Tuesday, July 31, 2007

Nobody Ever Said It Would Be Easy ...

Yeah, you know the rest. For some unknown reason, I never thought about how tough being a parent is before I was one. Yeah, yeah, yeah, you hear the stories, but really, how hard can it be unless your kid is Hannibal Lecter? Well, I don't THINK either one of the girls is heading down that path (we do worry about the younger one, on occasion, though), it's not as easy as I thought it would be. You see, I'm kind of an uptight, worrywart. It's like if I don't worry, then I don't care enough, then everything is going to go to hell in a handbasket. So I worry so that things don't go haywire (yes, I know, my logic is not like your earth logic). Anyway, now I get to worry not just about myself, but everything in the kids' lives too. You see, despite the total lack of reality, I tend to think things have to go perfectly in their lives, that they should never suffer disappointment, or suffer at all for that matter (again, logic? No where near this post). So now I feel like if something doesn't work out, it's somehow my fault for not doing enough. Cracked, huh?

3 comments:

Jynx said...

Isn't it funny how that just hits us one day? I came to this realization when I was pondering a situation with my niece just a couple of days ago. I had heard she was being particularly naughty and it frustrated me that trying to be the example and the teacher was such a hard job.

I can't even IMAGINE what it must be like to be a PARENT and feel that kind of responsibility.

Your worry-logic makes perfect sense to me. Just try not to worry TOO much or you'll go crazy (or, crazier - if you wish).

Oh - and PLEASE don't blame yourself if the girls end up having non-perfect, though perfectly-acceptable lives. All you can do is your best... being there, showing them how to make good decisions, teaching them from right and wrong. It's your job to give them the skills to manuever life... from there, they'll have to learn their way. Know what I mean?

I'm sure you're fantastic as a parent and so will they be as people!!! =P~

Anonymous said...

Yeah, I had a big ole dose of that realization.

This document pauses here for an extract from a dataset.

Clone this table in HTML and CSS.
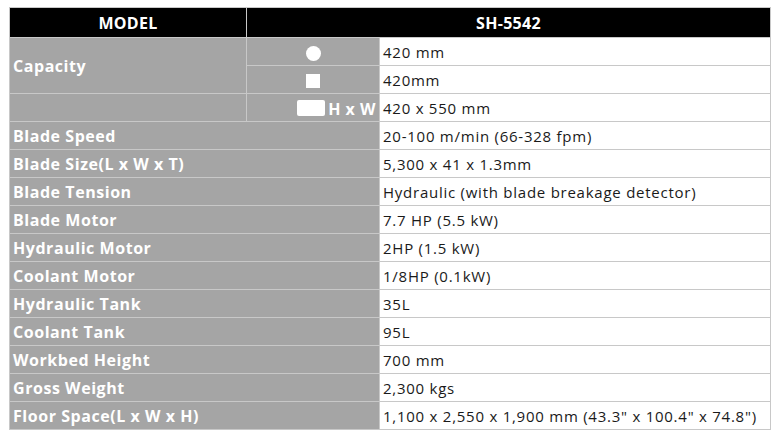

But, I'm fighting it for right now. I picked up a book, 7 biggest mistakes a parent makes. The thing that really took hold of me was that in trying to be a perfect parent, I was robbing my child of opportunities to develop skills.

Umm, yeah, I seem to recall you being impressed by my 'skill set'? Well, how did I get that skill set? I'm not completely sure but I do remember my mm NOT doing everything for me, that I had to keep doing until I got it right, etc.

So I struggle between doing too much and doing too little.

Maky anything kind of logical sense? Because I know better than to leave an opening to quote Buffy...

Izza said...

I go through the same thing all the time. If my kids are sad to be back home from their dad's, I feel guilty. I worry about all kinds of stuff. I fret that I'm not doing enough activites with them, that I'm leaving them at daycare too much, that they'll grow up resenting me. And chances are they will as teenagers because that's what they do. And chances are also good that as adults they'll appreciate all the things I did do.

Yeah, that had absolutely no advice other than you canonly do your best and let God take care of the rest.